Глава 11 Новые помощники: Гейтс и сын
Глава 11
Новые помощники: Гейтс и сын
В начале 1890 года Рокфеллер был излишне обременен в двух отношениях. Неся по-прежнему неизбежную ответственность за деятельность «Стандард ойл», он все еще не имел заместителей, способных помочь ему контролировать растущий перечень разнородных инвестиций, или экспертов, ориентировавшихся в сфере филантропии. Летом 1893 года его секретарь Джордж Д. Роджерс составил потрясающий список основных активов шефа, помимо тех, что он имел в корпорации, а также природного газа и домов. Они насчитывали 67 объектов на общую сумму 23 375 000 долларов. Из этой суммы 13 750 000 долларов были вложены в 16 железных дорог, 2 800 000 долларов – в 9 горнодобывающих компаний, 2 100 000 долларов – в различные отрасли промышленности: производство бумаги, гвоздей, соды, пиломатериалов и т. д. и 1 180 000 долларов – в 9 банков и инвестиционных компаний. У него были интересы в 9 компаниях по торговле недвижимостью, в 6 пароходных компаниях и 2 плантациях по выращиванию апельсинов! Роджерс вполне справедливо порекомендовал, чтобы Рокфеллер прекратил вкладывать большие средства в предприятия, которыми управляют другие хозяева. Они либо теряют эти деньги, либо пользуются ими для самообогащения. Роджерс считал, что Рокфеллеру следует контролировать основные предприятия, которые он бы финансировал, опираясь на способных заместителей.
Если инвестиции затягивали его в одну трясину мелочей, то растущие аппетиты на его кошелек влекли в другую трясину. К 1890 году Рокфеллера уже постоянно изводили просьбы о помощи от людей и учреждений, которые были слишком важны, чтобы их грубо отвергнуть. И неудивительно, что он попытался наладить определенный порядок в своих пожертвованиях. Мартовским днем 1891 года Рокфеллер, совещаясь на Бродвее, 26 с Фредериком Т. Гейтсом о делах университета, остановил молодого собеседника, когда тот поднялся уходить. «Сядьте, господин Гейтс, – сказал он, – я хочу поговорить с вами на другую тему».
Рокфеллер продолжал: «Я встревожен, господин Гейтс. Обращений за пожертвованиями стало слишком много, чтобы их вынести. У меня нет времени и сил обращаться с этими просьбами надлежащим образом при моей деловой занятости. Я так устроен, что не могу давать с охотой деньги, пока не разберусь основательно в полезности дела. Эти заботы теперь отнимают у меня времени и энергии больше, чем сама «Стандард ойл». Либо я должен переложить часть бремени, либо вовсе прекратить пожертвования. Последнее невозможно».

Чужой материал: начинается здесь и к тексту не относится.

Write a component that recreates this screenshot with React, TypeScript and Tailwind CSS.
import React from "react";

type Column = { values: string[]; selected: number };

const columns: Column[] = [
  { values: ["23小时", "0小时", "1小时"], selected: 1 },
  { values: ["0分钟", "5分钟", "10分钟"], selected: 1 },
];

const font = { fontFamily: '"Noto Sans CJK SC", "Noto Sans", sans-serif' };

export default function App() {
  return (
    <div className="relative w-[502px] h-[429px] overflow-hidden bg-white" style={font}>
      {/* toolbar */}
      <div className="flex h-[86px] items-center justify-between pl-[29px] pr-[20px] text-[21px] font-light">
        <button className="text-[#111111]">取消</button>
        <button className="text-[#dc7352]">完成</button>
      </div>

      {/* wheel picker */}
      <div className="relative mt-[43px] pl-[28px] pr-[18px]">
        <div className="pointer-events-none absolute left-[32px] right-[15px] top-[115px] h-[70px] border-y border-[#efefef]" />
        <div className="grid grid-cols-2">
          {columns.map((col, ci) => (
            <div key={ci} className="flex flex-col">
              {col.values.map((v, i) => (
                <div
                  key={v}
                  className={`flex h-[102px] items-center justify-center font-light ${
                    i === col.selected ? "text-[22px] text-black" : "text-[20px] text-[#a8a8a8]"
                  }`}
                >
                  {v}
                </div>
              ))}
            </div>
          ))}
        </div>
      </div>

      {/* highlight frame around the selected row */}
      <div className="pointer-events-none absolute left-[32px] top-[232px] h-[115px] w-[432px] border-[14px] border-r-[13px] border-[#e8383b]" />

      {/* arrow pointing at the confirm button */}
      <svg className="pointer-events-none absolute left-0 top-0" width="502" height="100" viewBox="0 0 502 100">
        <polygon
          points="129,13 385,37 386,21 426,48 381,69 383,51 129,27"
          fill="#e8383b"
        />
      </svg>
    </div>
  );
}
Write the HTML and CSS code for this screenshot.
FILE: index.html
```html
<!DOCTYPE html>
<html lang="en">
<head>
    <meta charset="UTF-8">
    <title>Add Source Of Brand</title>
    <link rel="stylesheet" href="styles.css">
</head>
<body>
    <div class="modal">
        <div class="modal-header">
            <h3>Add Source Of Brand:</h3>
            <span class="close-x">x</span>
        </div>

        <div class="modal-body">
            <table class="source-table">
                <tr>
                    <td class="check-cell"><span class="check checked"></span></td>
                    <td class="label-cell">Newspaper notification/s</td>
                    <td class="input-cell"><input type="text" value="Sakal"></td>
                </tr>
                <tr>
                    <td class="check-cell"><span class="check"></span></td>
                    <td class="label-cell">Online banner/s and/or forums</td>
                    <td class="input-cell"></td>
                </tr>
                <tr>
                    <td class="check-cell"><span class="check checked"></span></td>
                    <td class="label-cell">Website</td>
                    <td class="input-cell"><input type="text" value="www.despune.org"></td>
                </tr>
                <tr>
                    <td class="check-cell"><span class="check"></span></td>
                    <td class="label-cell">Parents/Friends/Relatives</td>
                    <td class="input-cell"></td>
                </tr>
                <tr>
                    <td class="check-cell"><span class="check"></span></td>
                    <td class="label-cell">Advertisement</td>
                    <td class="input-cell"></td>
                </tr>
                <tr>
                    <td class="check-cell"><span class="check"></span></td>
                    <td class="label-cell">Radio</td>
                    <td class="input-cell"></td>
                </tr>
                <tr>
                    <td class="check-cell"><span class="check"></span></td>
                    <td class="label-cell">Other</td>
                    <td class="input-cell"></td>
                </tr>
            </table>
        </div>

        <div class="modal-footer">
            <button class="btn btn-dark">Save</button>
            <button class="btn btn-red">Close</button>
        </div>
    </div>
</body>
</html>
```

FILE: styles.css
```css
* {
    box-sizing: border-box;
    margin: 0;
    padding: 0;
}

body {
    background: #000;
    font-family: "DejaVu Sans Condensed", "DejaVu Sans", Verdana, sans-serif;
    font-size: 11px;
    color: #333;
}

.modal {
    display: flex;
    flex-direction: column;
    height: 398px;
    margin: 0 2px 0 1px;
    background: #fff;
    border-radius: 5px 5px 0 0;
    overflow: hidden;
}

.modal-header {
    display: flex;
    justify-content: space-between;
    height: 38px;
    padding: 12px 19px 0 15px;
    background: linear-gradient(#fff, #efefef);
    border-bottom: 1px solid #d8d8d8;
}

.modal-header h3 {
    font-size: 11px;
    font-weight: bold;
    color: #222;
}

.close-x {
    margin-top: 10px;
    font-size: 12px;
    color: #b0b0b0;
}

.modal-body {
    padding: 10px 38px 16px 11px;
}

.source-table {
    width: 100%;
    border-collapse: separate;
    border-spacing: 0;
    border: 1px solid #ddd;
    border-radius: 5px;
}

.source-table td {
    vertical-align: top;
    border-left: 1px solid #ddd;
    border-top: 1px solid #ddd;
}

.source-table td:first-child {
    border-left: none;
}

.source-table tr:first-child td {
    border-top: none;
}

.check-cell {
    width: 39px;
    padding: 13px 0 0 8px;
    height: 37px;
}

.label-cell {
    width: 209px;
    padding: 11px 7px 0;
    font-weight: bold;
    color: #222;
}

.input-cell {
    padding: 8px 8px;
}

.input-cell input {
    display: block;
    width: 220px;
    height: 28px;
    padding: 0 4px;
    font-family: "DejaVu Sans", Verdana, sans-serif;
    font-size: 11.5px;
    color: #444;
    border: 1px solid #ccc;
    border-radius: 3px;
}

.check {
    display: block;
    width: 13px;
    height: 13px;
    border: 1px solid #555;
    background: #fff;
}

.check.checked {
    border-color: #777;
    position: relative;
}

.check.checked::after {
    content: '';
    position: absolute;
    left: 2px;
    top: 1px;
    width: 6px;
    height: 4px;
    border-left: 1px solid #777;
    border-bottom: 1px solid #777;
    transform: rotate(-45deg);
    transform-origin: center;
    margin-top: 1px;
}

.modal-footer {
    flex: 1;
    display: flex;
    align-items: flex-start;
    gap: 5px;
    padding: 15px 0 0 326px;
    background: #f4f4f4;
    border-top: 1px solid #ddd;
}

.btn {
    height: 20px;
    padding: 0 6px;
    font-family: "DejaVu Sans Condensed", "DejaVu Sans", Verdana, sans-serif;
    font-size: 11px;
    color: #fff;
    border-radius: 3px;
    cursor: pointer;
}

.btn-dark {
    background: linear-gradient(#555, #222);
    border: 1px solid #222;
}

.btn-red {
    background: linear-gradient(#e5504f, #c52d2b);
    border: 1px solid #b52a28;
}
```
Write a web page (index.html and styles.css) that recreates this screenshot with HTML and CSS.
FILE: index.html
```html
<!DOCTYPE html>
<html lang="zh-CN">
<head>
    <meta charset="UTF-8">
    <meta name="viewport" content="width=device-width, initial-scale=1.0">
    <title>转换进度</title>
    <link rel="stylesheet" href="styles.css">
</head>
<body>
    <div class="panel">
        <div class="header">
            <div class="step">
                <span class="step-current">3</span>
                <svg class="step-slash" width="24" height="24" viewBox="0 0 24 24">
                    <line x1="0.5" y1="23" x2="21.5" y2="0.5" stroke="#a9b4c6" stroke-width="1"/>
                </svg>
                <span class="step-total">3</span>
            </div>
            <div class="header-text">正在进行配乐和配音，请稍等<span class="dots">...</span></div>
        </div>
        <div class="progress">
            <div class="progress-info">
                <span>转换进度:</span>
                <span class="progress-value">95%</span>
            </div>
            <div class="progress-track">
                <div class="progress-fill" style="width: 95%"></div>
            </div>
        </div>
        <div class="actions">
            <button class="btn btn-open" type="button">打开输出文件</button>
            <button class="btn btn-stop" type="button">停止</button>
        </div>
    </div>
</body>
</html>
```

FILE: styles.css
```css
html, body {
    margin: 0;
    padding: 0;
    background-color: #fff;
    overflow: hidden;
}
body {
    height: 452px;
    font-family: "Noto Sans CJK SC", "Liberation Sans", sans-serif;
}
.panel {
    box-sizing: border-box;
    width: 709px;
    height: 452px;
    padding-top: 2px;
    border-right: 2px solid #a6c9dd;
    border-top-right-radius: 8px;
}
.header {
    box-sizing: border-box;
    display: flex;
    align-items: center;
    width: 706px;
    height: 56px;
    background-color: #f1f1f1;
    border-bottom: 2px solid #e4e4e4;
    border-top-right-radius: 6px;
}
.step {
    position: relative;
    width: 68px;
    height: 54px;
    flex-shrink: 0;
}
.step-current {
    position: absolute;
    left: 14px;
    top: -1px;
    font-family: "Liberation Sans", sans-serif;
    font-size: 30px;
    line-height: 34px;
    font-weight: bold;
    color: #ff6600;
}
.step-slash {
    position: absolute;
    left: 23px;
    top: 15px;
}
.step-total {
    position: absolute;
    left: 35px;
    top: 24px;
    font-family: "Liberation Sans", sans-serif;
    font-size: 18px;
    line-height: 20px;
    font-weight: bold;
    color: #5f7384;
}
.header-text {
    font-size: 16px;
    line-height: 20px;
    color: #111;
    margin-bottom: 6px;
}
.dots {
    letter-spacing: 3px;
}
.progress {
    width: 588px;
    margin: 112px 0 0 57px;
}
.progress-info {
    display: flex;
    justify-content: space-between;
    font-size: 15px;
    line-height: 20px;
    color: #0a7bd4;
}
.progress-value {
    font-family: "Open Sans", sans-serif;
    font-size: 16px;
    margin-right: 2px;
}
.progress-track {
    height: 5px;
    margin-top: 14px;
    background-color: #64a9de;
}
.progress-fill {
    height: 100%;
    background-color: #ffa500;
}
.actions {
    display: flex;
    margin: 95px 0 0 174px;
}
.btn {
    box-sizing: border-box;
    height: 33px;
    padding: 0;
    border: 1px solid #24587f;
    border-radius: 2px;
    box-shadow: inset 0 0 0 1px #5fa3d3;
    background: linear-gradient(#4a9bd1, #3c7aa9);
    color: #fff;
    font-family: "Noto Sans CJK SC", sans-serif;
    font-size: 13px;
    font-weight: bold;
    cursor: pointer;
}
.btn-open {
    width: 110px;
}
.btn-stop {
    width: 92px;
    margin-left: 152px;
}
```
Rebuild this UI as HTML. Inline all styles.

С тем, что это невозможно, Гейтс убежденно согласился.
«Думаю, что вы подходящий для этого человек, – сказал Рокфеллер. – Хочу, чтобы вы поехали в Нью-Йорк и открыли там офис. Вы сможете помочь мне в благотворительной деятельности, беря интервью, делая запросы и сообщая о результатах. Что вы думаете об этом?»
Хотя Гейтс ни в коей мере не осознал всю степень ответственности, которую подразумевал Рокфеллер, он принял его предложение без колебаний. В сентябре 1891 года Гейтс приступил к выполнению своих обязанностей в офисе на улице Нассау. Вскоре его ошеломил объем просьб. Газеты теперь широко знакомили читателей со статусом Рокфеллера как одного из богатейших людей. Например, в статье о великих состояниях Америки, появившейся в нью-йоркской газете Herald за 1892 год, активы Рокфеллера оценивались приблизительно в 125 000 000 долларов. Гейтс пишет: «Ни в приватной обстановке дома, ни за столом, ни в своей церкви, ни во время своих поездок к месту работы и обратно, ни за работой, ни где-нибудь еще господин Рокфеллер не был защищен от постоянных просьб. Не было у него помощников, когда его просили написать что-либо. В Нью-Йорке же от него добивались личных встреч. Господина Рокфеллера… травили почти как дикое животное… Однако он решил покончить с этим. Он знал, что говорил. И вот почти все просители без разбора, близкие или далекие, друзья или гости, представители элиты и простые люди, отсылались в мой офис на Темпл-Корт. Я делал все возможное, чтобы остудить горячие головы, выслушивал до конца каждую просьбу и объективно взвешивал достоинства каждого дела. Я обнаружил, что немало присосавшихся к господину Рокфеллеру благотворительных обществ не приносили пользы либо занимались мошенничеством. С другой же стороны, я постепенно развивал и внедрял во все его благотворительные акции научный принцип пожертвований. И вскоре он освободился почти от всех мелких забот и охотно и уверенно ступил на стезю большой филантропии».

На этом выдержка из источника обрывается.